Plus rien ne va dans le secteur du recyclage des batteries usagées au Cameroun. Metafrique Cameroun, Bocom Recycling et Ganesha Sarl, les seules entreprises exerçant dans le domaine sont sous la menace d’une fermeture prochaine, si rien n’est fait. Pour cause, la matière première exportée à l’étranger de manière frauduleuse par des expatriés nigérians se fait de plus en plus rare. Les opérateurs économiques qui craignent le pire relèvent que cette situation prévaut depuis plusieurs années déjà. Mais le phénomène a pris de l’ampleur ces trois derniers mois et a atteint une phase critique. « Toutes les trois entreprises qui font dans le recyclage des batteries sont basées à Douala. Mais nous ne parvenons plus à recevoir des batteries usagées en provenance d’autres villes du pays. A notre passage, les populations nous signalent que les Nigérians ont déjà tout acheté», déplore Ashok Sharma, le directeur général de Ganesha Sarl. La plus jeune des trois entreprises du secteur est basée à Bonabéri, un quartier périphérique de la ville de Douala, capitale économique.

Le manque à gagner est énorme.
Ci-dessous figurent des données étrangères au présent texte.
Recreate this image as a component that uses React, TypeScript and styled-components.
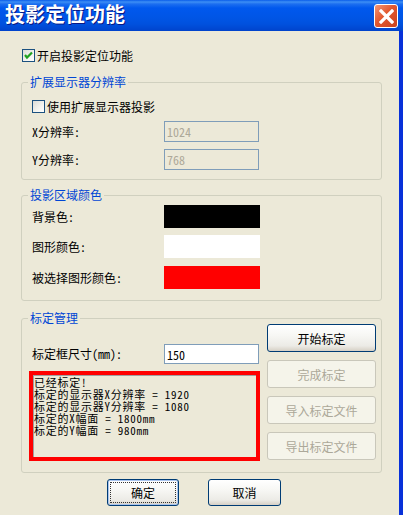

Sur près de 1000 tonnes de batteries dont ont besoin les trois entreprises par mois pour leur fonctionnement optimal, elles ne parviennent, au meilleur des cas, qu’à rassembler 300 tonnes dans leur magasin de stockage, a –t-on appris. Soit une perte de matière première évaluée à environ 70%.

Godvind Prasad, le directeur des achats de la société Metafrique Cameroun estime à environ 1000 tonnes la quantité de batteries qui traverse illégalement les frontières camerounaises tous les mois, en direction du Nigeria. Comme première grande répercussion, les machines sont momentanément à l’arrêt dans ces sociétés qui génèrent près 900 emplois directs et des dizaines d’emplois indirects au pays.

Mode opératoire

Mais comment ces expatriés nigérians procèdent –t-ils pour plomber autant le secteur? Le reporter a appris auprès des opérateurs de la filière que les trafiquants se postent souvent à quelques encablures des points de stockage des collecteurs camerounais. Là, ils interceptent tous les habitants qui se pointent pour brader des déchets industriels. Ils les rachètent au prix fort. Ainsi, les collecteurs locaux ne reçoivent plus assez de matières pour approvisionner les entreprises camerounaises.

Un collecteur basé à Yaoundé, le dernier à tenir bon dans la chaine malgré la conjoncture, explique qu’autrefois il était en mesure de rassembler 200 batteries usagées par jour et 6 tonnes de cuivre. «En quatre jours, je n’ai pu trouver que 5 batteries. C’est la même situation avec le cuivre. Les entreprises m’appellent pour demander de la matière première, mais je suis dans l’incapacité d’effectuer des livraisons», déplore le collecteur lancé dans cette activité depuis 2007.
Notre homme, visiblement très affecté par ce trafic, semble en savoir plus sur ce réseau bien huilé. Il indique qu’après achat des batteries, les Nigérians les stockent dans de grands magasins, à l’abri des regards. La cargaison est chargée dans des camions et prennent la route pour Manfé dans la région du Sud-ouest et Bamenda dans la région du Nord-ouest. Ces deux régions constituent les portes de sortie de la marchandise en direction du pays voisin, le Nigeria pour transformation.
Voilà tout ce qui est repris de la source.